The crisis of student mental health is much vaster than we realize
Too often, in competitive environments, students believe that admitting they need support means they’re inadequate. It’s why so many adolescents suffer in silence until they implode. One student in Los Angeles described the stress as feeling as though you’re “stranded on an island” — and yet, regardless of how high the water rose, she would “rather drown than ask for help.”
By contrast, I have found in my research that children trained in the skills of interdependence better handle setbacks or the uncertainties of the future because they are grounded in their communities.
The parents of these healthy achievers openly acknowledged the courage it takes to ask for and accept support. They taught their kids to “never worry alone,” as psychiatrist Edward Hallowell has put it.Share this articleNo subscription required to readShare
Parents of healthy achievers also taught their children the importance of offering help. They insisted on chores — not so much for the work ethic but because chores helped their children see that their contributions were needed within their household. These parents prized volunteer opportunities over good grades because helping others showed their kids how to bring themselves to the world.
A guide to age-appropriate chores kids can do around the house
But perhaps the most important thing parents can do to instill the mind-set of interdependence is to model it themselves:
• Show your children the nitty-gritty of times you’ve leaned on others. For instance, when my daughter struggled with a paper, I showed her the first edit of an article I’d written for this very newspaper’s science section: red marks everywhere. Initially, I felt embarrassed to need so much help. But quickly, I told her, I came to see it another way. I realized that my seasoned editor was investing in me, helping me become a better writer. I felt grateful for this show of support.
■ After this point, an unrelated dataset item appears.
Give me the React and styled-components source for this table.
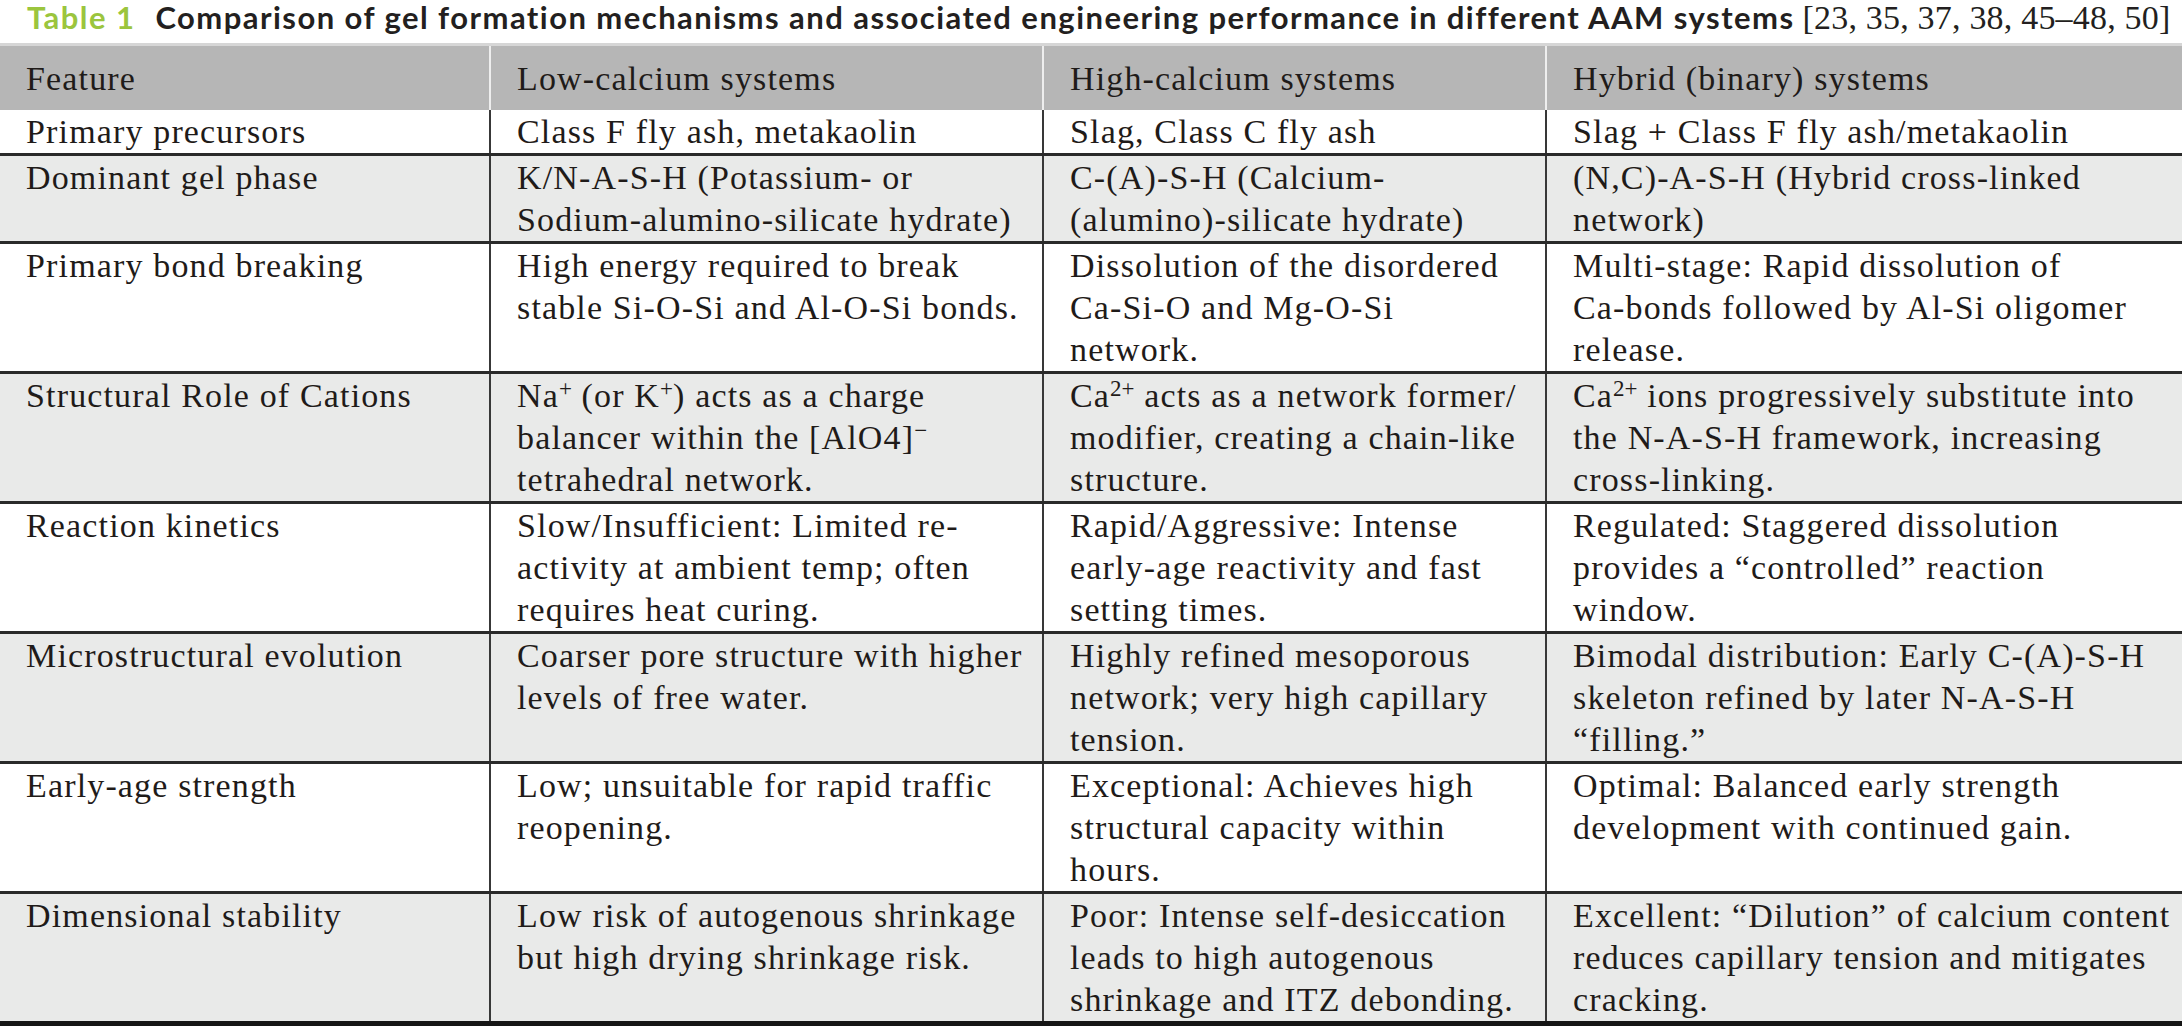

• Name what often gets in the way of building interdependent relationships: envy and the shame it elicits when we think we don’t measure up. Social comparison is a natural part of being human, but, left unchecked, it can leave us deeply lonely. Instead, parents can normalize this universal feeling by admitting they feel envy from time to time, too, such as when they log on to social media and see an acquaintance’s fabulous vacation or when a colleague gets the promotion they were hoping for.
Talk through how you manage those uncomfortable feelings in healthy ways. We don’t have to judge ourselves for having these feelings, I’ve explained to my own kids, but we do have to hold ourselves accountable for how we act on them. Without awareness, our envy can drive us to gossip about or undermine the target of our envy, so that we look better by comparison. Envy poisons connection.P
• To model healthy competition, celebrate out loud the strengths you see in your children’s friends. What do their classmates or competitors do well, and what can your child learn from them? Highlight their shared goals — whether it’s becoming a better tennis player or navigating the same fraught college admissions process. Competition can be mutually beneficial when we encourage children to appreciate and learn from others.
As for the adults? When we’re tempted to go at life alone — to be the parent who does it all, to resist burdening others with our needs, to outcompete the Joneses — we can remind ourselves that independence isn’t the secret to success for us any more than it is for our kids.
We should teach interdependence because it helps our children thrive. But we should also practice interdependence because it helps us thrive, too.